Chinese literature, however, has a very particular legacy. So much so, in fact, that this legacy is often simply referred to as the Four Great Chinese Novels.

Much like how, when we think of Irish literature, names like James Joyce and Oscar Wilde spring to mind, thoughts of classical Chinese literature, conjure up the names of the Four Great Chinese Novels.

The four great Chinese novels are:

  • Monkey King (Journey to the West) by Wu Cheng’en
  • Romance of the Three Kingdoms by Luo Guanzhong
  • Water Margin by Shi Nai’an
  • Dream of the Red Chamber by Cao Xueqin

Of the four classic Chinese novels, it is Wu Cheng’en’s Monkey King (Journey to the West) that is most famous. It has been adapted into Chinese films and cartoons, translated into English multiple times (in full and abridged) and was even the main inspiration for Akira Toriyama’s Dragon Ball manga.

In 2021, we have been gifted a fresh, new translation of Monkey King by scholar and translator Julia Lovell.

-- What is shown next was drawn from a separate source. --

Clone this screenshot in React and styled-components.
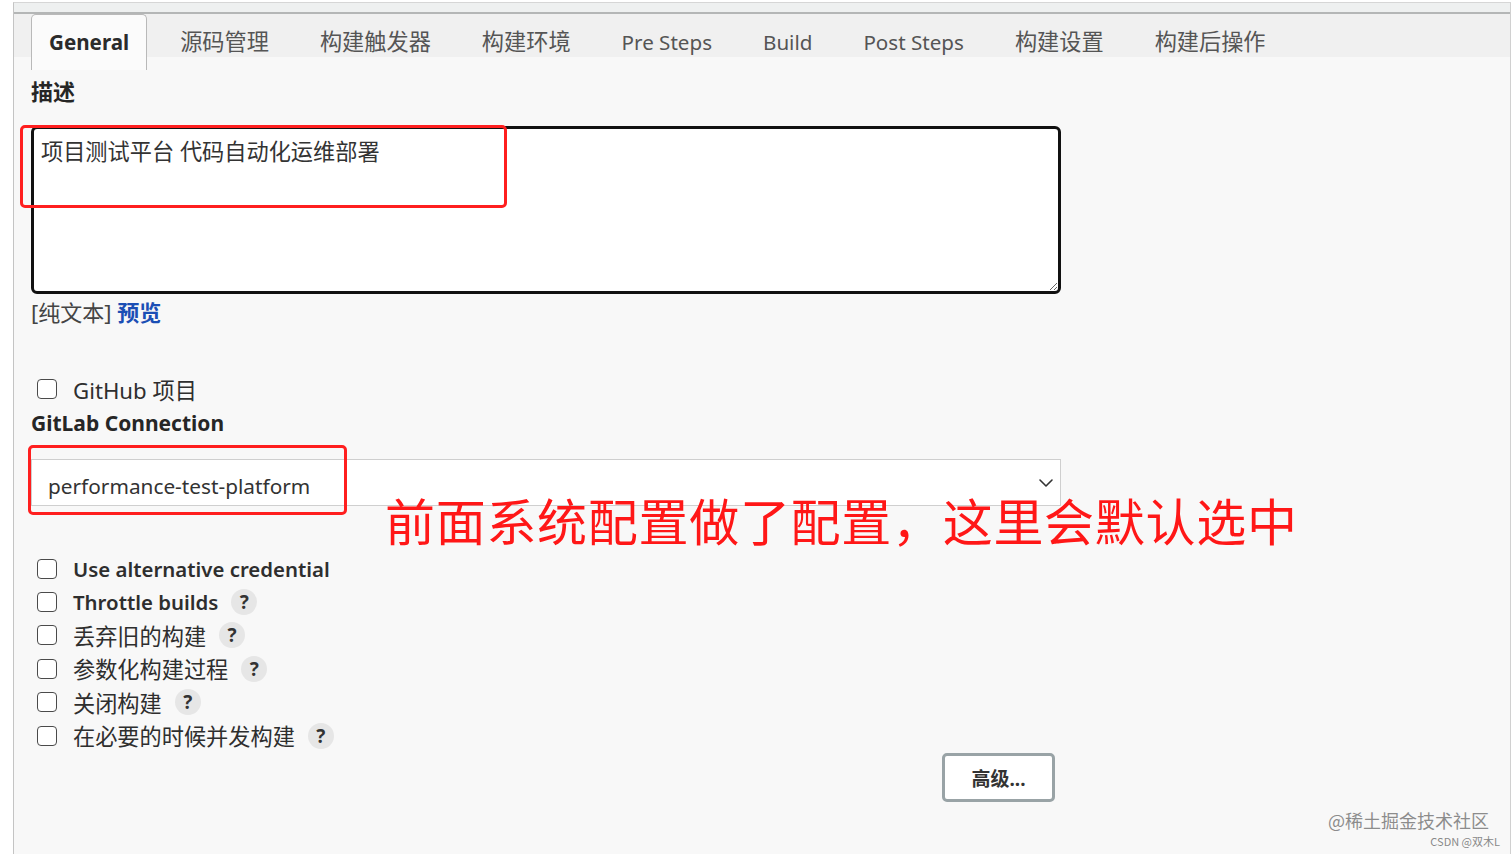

This new translation of Monkey King breathes fresh life, humour, wit, and charm into the 16th Century classic Chinese novel.

Before we get into what Monkey King is about, it’s worth clarifying the book’s title a bit. In the original Chinese, Wu Cheng’en’s classic novel is titled 西遊記 (Xi You Ji) which literally translated to Journey to the West.

However, most English translations chose to title the book Monkey King or simply Monkey after one of the story’s main protagonists.

Around the world, the book is perhaps best known as Journey to the West. However, the new edition which I’m mostly talking about (and the one I have personally read) is Julia Lovell’s Monkey King.

I’ll continue to refer to it by both names but Monkey King is now, perhaps, the definitive English version of the Wu Cheng’en classic.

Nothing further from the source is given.